1. **Inputs**: The D flip-flop has two main inputs – Data (D) and Clock (CLK). The Data input is the value you want to store, and the Clock input controls when the value is stored.

2. **Clock Signal**: The clock signal is a periodic pulse that triggers the flip-flop to change its state. In edge-triggered flip-flops, the state is updated on a specific edge of the clock signal (either rising or falling).

3. **Storing Information**: When the clock signal transitions (e.g., from low to high in a positive-edge-triggered flip-flop), the flip-flop captures the value present on the Data input. This value is then stored in the flip-flop’s internal memory and is available at the output (Q).

4. **Output**: The output (Q) reflects the stored value. It remains constant until the next clock pulse updates it. The complement output (Q') is simply the opposite of Q.

### Internal Structure

Internally, flip-flops are typically built using logic gates like NAND or NOR gates, combined in specific configurations to achieve bistability. For example:

- **SR Flip-Flop**: It’s built using NAND or NOR gates in a way that the Set and Reset inputs control the state of the Q output. If the Set input is activated, Q is set to 1; if the Reset input is activated, Q is set to 0. If both inputs are inactive, the flip-flop retains its current state.

- **D Flip-Flop**: It’s usually built using a combination of SR flip-flops and additional gates to ensure that the output Q captures the Data input value at the clock edge and retains it.

### Applications

Flip-flops are essential in digital systems for various purposes:

- **Data Storage**: Storing single bits of data in registers and memory.
- **Frequency Division**: Creating counters and dividers for timing applications.
- **State Machines**: Implementing sequential logic in state machines.

By storing binary information, flip-flops form the building blocks of more complex memory elements and digital systems, allowing for reliable data storage and manipulation in electronics.

Answer 2

A flip-flop is a fundamental building block in digital electronics used to store binary information. It operates as a bistable multivibrator, meaning it has two stable states and can store one bit of information—either a 0 or a 1. Here’s a detailed explanation of how it works:

### Basic Concept

1. **Stable States**: A flip-flop can be in one of two states: a high state (logic 1) or a low state (logic 0). These states are stable, meaning that once the flip-flop is set to one state, it will remain in that state until an external signal changes it.

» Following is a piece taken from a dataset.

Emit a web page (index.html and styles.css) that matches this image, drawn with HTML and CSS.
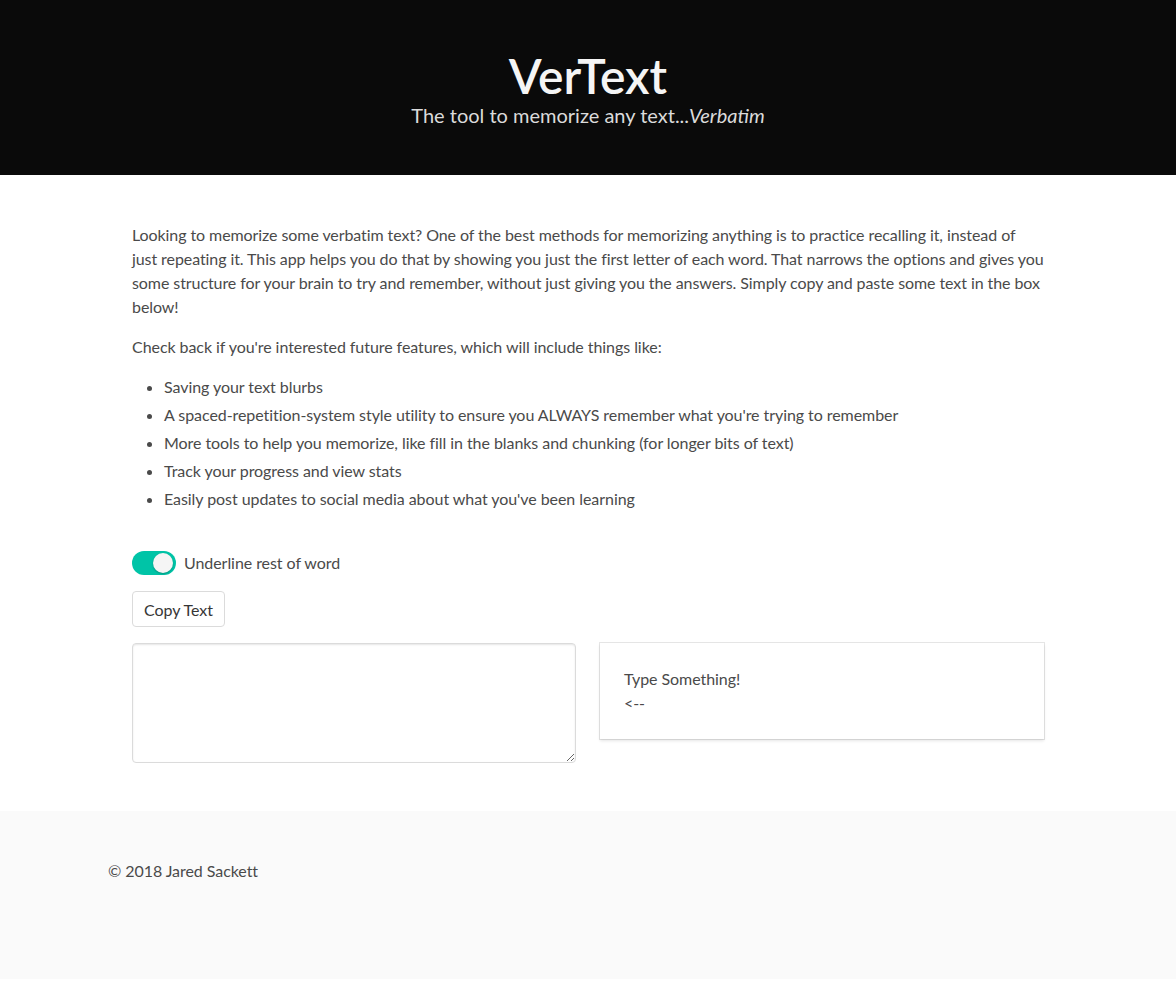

2. **Storage Mechanism**: The flip-flop stores information using feedback loops. Feedback is a process where the output of a system is fed back into the system’s input. In a flip-flop, feedback ensures that the circuit maintains its state even when the external input changes.

### Types of Flip-Flops

There are several types of flip-flops, each with different configurations and purposes. The most common types are:

1. **SR Flip-Flop (Set-Reset)**:
   - **Inputs**: Set (S) and Reset (R).
   - **Outputs**: Q and Q' (Q prime, the inverse of Q).
   - **Operation**:
     - When the Set input (S) is activated (high), the output Q is set to 1.
     - When the Reset input (R) is activated, the output Q is reset to 0.
     - If both S and R are low, the flip-flop maintains its previous state.
     - If both S and R are high simultaneously, it results in an invalid state in a basic SR flip-flop.

2. **JK Flip-Flop**:
   - **Inputs**: J and K.
   - **Outputs**: Q and Q'.
   - **Operation**:
     - When J = 1 and K = 0, the flip-flop sets Q to 1.
     - When J = 0 and K = 1, the flip-flop resets Q to 0.
     - When both J and K are 1, the flip-flop toggles its state (i.e., if Q was 0, it becomes 1, and if Q was 1, it becomes 0).
     - If both J and K are 0, the flip-flop retains its current state.

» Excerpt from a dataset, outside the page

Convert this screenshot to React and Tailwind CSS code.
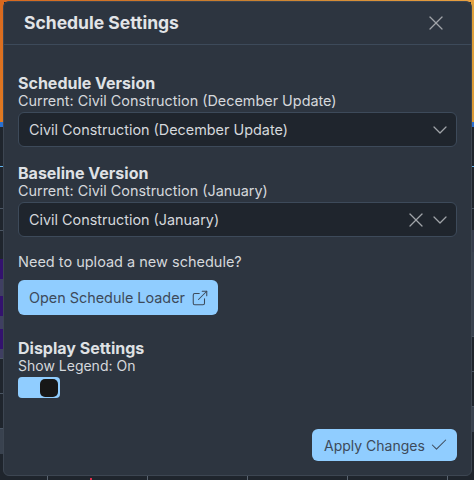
import { X, ChevronDown, ExternalLink, Check } from 'lucide-react';

// rows of the page that shows beside the modal
const leftBands = [
  ['h-[120px]', 'bg-gradient-to-b from-[#d9691f] to-[#e07a22]'],
  ['h-[5px]', 'bg-[#2a6fd0]'],
  ['h-[39px]', 'bg-[#1f252d]'],
  ['h-[1px]', 'bg-[#63b3ed]'],
  ['h-[41px]', 'bg-[#1f252d]'],
  ['h-[1px]', 'bg-[#4a5563]'],
  ['h-[21px]', 'bg-[#1f252d]'],
  ['h-[1px]', 'bg-[#4a5563]'],
  ['h-[28px]', 'bg-[#1f252d]'],
  ['h-[20px]', 'bg-[#33126e]'],
  ['h-[17px]', 'bg-[#3f3f62]'],
  ['h-[20px]', 'bg-[#33126e]'],
  ['h-[13px]', 'bg-[#3f3f62]'],
  ['h-[20px]', 'bg-[#33126e]'],
  ['h-[9px]', 'bg-[#3f3f62]'],
  ['h-[1px]', 'bg-[#4a5563]'],
  ['h-[34px]', 'bg-[#1f252d]'],
  ['h-[1px]', 'bg-[#4a5563]'],
  ['h-[34px]', 'bg-[#1f252d]'],
  ['h-[1px]', 'bg-[#4a5563]'],
  ['h-[25px]', 'bg-[#39424f]'],
  ['h-[28px]', 'bg-[#1f252d]'],
];

const rightBands = [
  ['h-[120px]', 'bg-gradient-to-b from-[#e0a23c] to-[#dc9a35]'],
  ['h-[5px]', 'bg-[#2a6fd0]'],
  ['h-[39px]', 'bg-[#1f252d]'],
  ['h-[1px]', 'bg-[#63b3ed]'],
  ['h-[41px]', 'bg-[#1f252d]'],
  ['h-[1px]', 'bg-[#4a5563]'],
  ['h-[21px]', 'bg-[#1f252d]'],
  ['h-[22px]', 'bg-[#363c4c]'],
  ['h-[84px]', 'bg-[#39424f]'],
  ['h-[1px]', 'bg-[#4a5563]'],
  ['h-[34px]', 'bg-[#1f252d]'],
  ['h-[1px]', 'bg-[#4a5563]'],
  ['h-[34px]', 'bg-[#1f252d]'],
  ['h-[1px]', 'bg-[#4a5563]'],
  ['h-[25px]', 'bg-[#39424f]'],
  ['h-[28px]', 'bg-[#1f252d]'],
];

const ticks = ['w-[48px]', 'w-[100px]', 'w-[100px]', 'w-[100px]', 'w-[100px]'];

const SelectBox = ({ value, clearable }) => (
  <div className="h-[35px] flex items-center justify-between pl-[10px] pr-[4px] bg-[#1f252d] border border-[#3d4a5a] rounded-md text-[14.4px] text-[#d5d8dc]">
    <span>{value}</span>
    <div className="flex items-center text-[#a0a4a8]">
      {clearable && <X size={24} strokeWidth={1.25} />}
      <ChevronDown size={24} strokeWidth={1.25} />
    </div>
  </div>
);

const App = () => {
  return (
    <div className="relative w-[474px] h-[480px] overflow-hidden bg-[#1f252d] font-['Inter','Noto_Sans',sans-serif]">
      {/* page behind the modal */}
      <div className="h-[2px] bg-gradient-to-r from-[#d9691f] via-[#c9802f] to-[#e8a040]" />
      <div className="flex justify-between">
        <div className="w-[4px]">
          {leftBands.map(([h, bg], i) => <div key={i} className={`${h} ${bg}`} />)}
        </div>
        <div className="w-[3px]">
          {rightBands.map(([h, bg], i) => <div key={i} className={`${h} ${bg}`} />)}
        </div>
      </div>
      <div className="absolute left-0 bottom-0 flex h-[4px]">
        {ticks.map((w, i) => (
          <div key={i} className={`${w} h-full border-r border-[#5a6470]`} />
        ))}
      </div>
      <div className="absolute left-[90px] bottom-0 w-[2px] h-[2px] bg-[#e02d4a]" />

      <div className="absolute left-[3px] top-[1px] w-[469px] h-[475px] flex flex-col bg-[#2d3540] border border-[#3d4652] rounded-md">
        <div className="h-[43px] shrink-0 flex items-center justify-between pl-[20px] pr-[23px] border-b border-[#3d4a5a]">
          <h2 className="text-[17.5px] font-bold text-[#e2e4e7]">Schedule Settings</h2>
          <X size={24} strokeWidth={1.25} className="text-[#a0a4a8]" />
        </div>

        <div className="flex-1 flex flex-col px-[14px] pt-[29px] text-[#d5d8dc]">
          <div className="text-[16px] leading-[18px] font-bold text-[#dfe1e4]">Schedule Version</div>
          <div className="text-[14.4px] leading-[17px] mb-[3px]">Current: Civil Construction (December Update)</div>
          <SelectBox value="Civil Construction (December Update)" />

          <div className="mt-[17px] text-[16px] leading-[18px] font-bold text-[#dfe1e4]">Baseline Version</div>
          <div className="text-[14.4px] leading-[17px] mb-[3px]">Current: Civil Construction (January)</div>
          <SelectBox value="Civil Construction (January)" clearable />

          <div className="mt-[16px] text-[14.5px] leading-[17px]">Need to upload a new schedule?</div>
          <button className="mt-[10px] w-[200px] h-[35px] flex items-center gap-[6px] pl-[11px] bg-[#90cdff] rounded-md text-[14.4px] text-[#3d4a5a]">
            Open Schedule Loader
            <ExternalLink size={18} strokeWidth={1.4} />
          </button>

          <div className="mt-[24px] text-[16px] leading-[18px] font-bold text-[#dfe1e4]">Display Settings</div>
          <div className="text-[14px] leading-[17px]">Show Legend: On</div>
          <div className="mt-[3px] w-[42px] h-[21px] flex justify-end items-center p-[2px] bg-[#90cdff] rounded-[4px]">
            <div className="w-[18px] h-[18px] bg-[#171717] rounded-[5px]" />
          </div>

          <div className="mt-auto mb-[14px] flex justify-end">
            <button className="w-[145px] h-[32px] flex items-center gap-[4px] pl-[12px] bg-[#90cdff] rounded-md text-[14px] text-[#3d4a5a]">
              Apply Changes
              <Check size={20} strokeWidth={1.25} />
            </button>
          </div>
        </div>
      </div>
    </div>
  );
};

export default App;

3. **D Flip-Flop (Data or Delay)**:
   - **Input**: Data (D).
   - **Clock**: A clock signal (CLK).
   - **Outputs**: Q and Q'.
   - **Operation**:
     - On the rising edge (or falling edge, depending on the design) of the clock signal, the value of the data input D is transferred to the output Q.
     - This means that the output Q follows the input D only at the moment of the clock transition, storing the value of D.

4. **T Flip-Flop (Toggle)**:
   - **Input**: Toggle (T).
   - **Clock**: A clock signal (CLK).
   - **Outputs**: Q and Q'.
   - **Operation**:
     - On each clock pulse, if T is high, the flip-flop toggles its state (from 0 to 1 or from 1 to 0).
     - If T is low, the flip-flop remains in its current state.

### Internal Structure

The internal structure of a flip-flop typically consists of multiple logic gates arranged in a feedback loop. For example, an SR flip-flop can be implemented using NOR gates or NAND gates in a cross-coupled configuration:

- **Cross-Coupling**: Each gate’s output is connected to the input of the other gate, creating a loop that maintains the state of the flip-flop.
- **Feedback**: This feedback mechanism ensures that once a flip-flop is set to a particular state, it stays in that state until changed by an external signal.

### Applications

Flip-flops are used in various digital circuits, including:

- **Registers**: To store multiple bits of data.
- **Counters**: To count pulses or events.
- **Memory Units**: In static RAM and other memory devices.
- **State Machines**: To control sequences in digital systems.

In summary, a flip-flop stores binary information by using feedback loops within its circuit to maintain one of two stable states. The design and specific type of flip-flop determine how and when it changes its state in response to external inputs.